Pour changer la vie des hôteliersrestaurateurs normands : Tiphaine au piano !
Audacieux. Pratique. Généreux. Trois mots qui résument l’esprit d’une plateforme pour l’emploi dans le secteur de l’hôtellerie-restauration. Son porteur, Tiphaine Guyon, jeune femme de Caen la Mer de 37 ans, envisage d’accorder l’offre et la demande.
Un piano de cuisine fait l’unanimité auprès des chefs pour les multiples fonctionnalités qu’il propose. Notamment il permet d’atteindre simultanément plusieurs objectifs. La métaphore fait sourire Tiphaine Guyon, la conceptrice de la plateforme qui aidera les jeunes sortis de l’école hôtelière à trouver, enfin, l’emploi qui correspond à leurs compétences. De son côté, l’employeur pourra recruter, à temps, la bonne personne au bon poste. Le salarié saura instantanément à qui s’adresser pour proposer ses services. Tout simple. « Il fallait y penser » . Tiphaine est passée par hasard dans ce secteur d’activité.

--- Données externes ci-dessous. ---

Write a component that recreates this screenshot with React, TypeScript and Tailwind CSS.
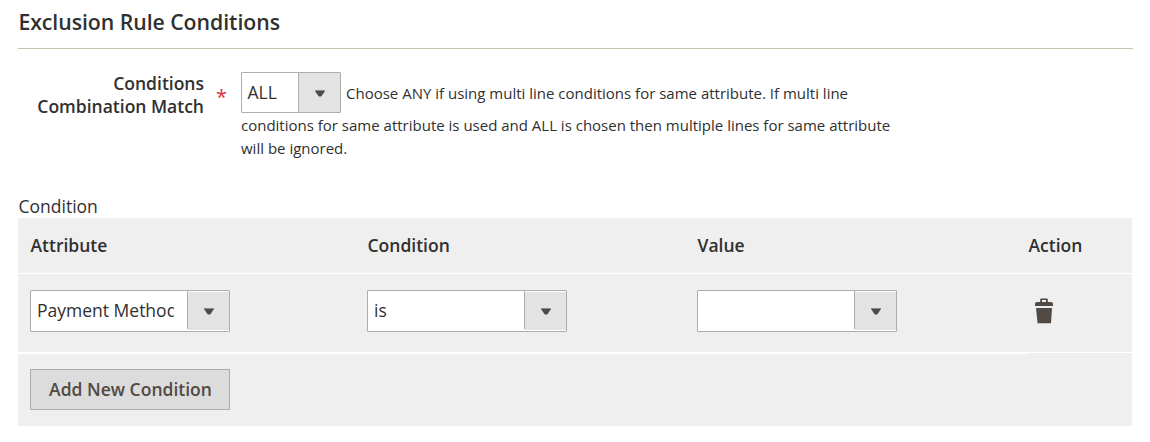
import React from "react";

function Arrow() {
  return (
    <svg width="10" height="7" viewBox="0 0 10 7" className="block">
      <path d="M0 0h10v1L6.2 6.6H3.8L0 1z" fill="#514943" />
      <path d="M0 0h10v1H0z" fill="#8d8884" />
    </svg>
  );
}

function Select({ value }: { value: string }) {
  return (
    <div className="flex h-[42px] w-[200px] rounded-[1px] border border-[#adadad] bg-white">
      <div className="w-[156px] overflow-hidden pl-1.5 pr-[13px]">
        <div className="overflow-hidden whitespace-nowrap text-[17.5px] leading-[38px]">{value}</div>
      </div>
      <div className="h-[38px] w-px bg-[#adadad]" />
      <div className="mt-px flex h-[38px] w-[41px] items-start justify-center bg-[#e3e3e3] pt-4">
        <Arrow />
      </div>
    </div>
  );
}

function Trash() {
  return (
    <svg width="18" height="26" viewBox="0 0 18 26" className="block" fill="#514943">
      <path fillRule="evenodd" d="M5.2 4V1.6Q5.2.5 6.3.5h5.4q1.1 0 1.1 1.1V4h3.2q2 0 2 2v2H0V6q0-2 2-2zM7 4h4V2H7z" />
      <path d="M1 10h16l-1 15.3H2.600z" />
    </svg>
  );
}

export default function App() {
  return (
    <main className="h-[442px] w-[1150px] overflow-hidden bg-white pl-[18px] font-['Open_Sans',sans-serif] text-[#303030]">
      <h2 className="h-[49px] w-[1115px] border-b border-[#cac3b4] pl-[0.4px] pt-[7px] text-[21.25px] font-semibold leading-[30px] tracking-[-0.05px]">
        Exclusion Rule Conditions
      </h2>

      <div className="flex h-[145px] pt-[23px]">
        <div className="w-[186px] text-right text-[17.5px] font-semibold leading-[23px]">
          Conditions
          <br />
          Combination Match
        </div>
        <div className="w-[37px] pl-3 pt-[13px] text-[20px] leading-[23px] text-[#e22640]">*</div>
        <div className="text-[15px] leading-[23px]">
          <div className="flex h-[42px]">
            <div className="flex h-[41px] w-[100px] rounded-[1px] border border-[#adadad] bg-white">
              <div className="w-[56px] pl-[5.5px] text-[17.5px] leading-[39px]">ALL</div>
              <div className="flex w-[42px] items-start justify-center border-l border-[#adadad] bg-[#e3e3e3] pt-[17px]">
                <Arrow />
              </div>
            </div>
            <div className="whitespace-nowrap pl-[5px] pt-[10px]">
              Choose ANY if using multi line conditions for same attribute. If multi line
            </div>
          </div>
          <div className="whitespace-nowrap">
            conditions for same attribute is used and ALL is chosen then multiple lines for same attribute
            <br />
            will be ignored.
          </div>
        </div>
      </div>

      <div className="h-6 pl-[0.5px] text-[17.5px] leading-6">Condition</div>

      <section className="w-[1114px] bg-[#efefef]">
        <div className="grid h-[56px] grid-cols-[337px_330px_331px_1fr] border-b border-white pl-[12.5px] text-[17.5px] font-semibold leading-[55px]">
          <div>Attribute</div>
          <div>Condition</div>
          <div>Value</div>
          <div>Action</div>
        </div>
        <div className="grid h-[78px] grid-cols-[337px_330px_331px_1fr] pl-3 pt-4">
          <Select value="Payment Method" />
          <Select value="is" />
          <Select value="" />
          <div className="pl-[7px] pt-2">
            <Trash />
          </div>
        </div>
        <div className="flex h-0.5">
          <div className="h-0.5 w-[1010px] bg-white" />
          <div className="h-px flex-1 bg-white" />
        </div>
        <div className="h-[72px] pl-3 pt-[15px]">
          <button className="block h-[41px] w-[200px] border border-[#adadad] bg-[#dcdcdc] pl-px text-center text-[17.5px] font-semibold leading-[39px] text-[#514943]">
            Add New Condition
          </button>
        </div>
      </section>
    </main>
  );
}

Elle vient de l’université, où elle a fait des études de lettres ( Bac + 4) obtenu un Master Métiers de la Culture. Après quelques années de « galère » et « des petits boulots plus tard » , elle décide de se réorienter dans l’hôtellerie-restauration, pour préparer, au Lycée Rabelais (Ifs) avec succès un CAP (Certificat d’aptitude professionnel). « Mon idée n’était pas d’ouvrir un restaurant mais de proposer des événements culturels gastronomiques. »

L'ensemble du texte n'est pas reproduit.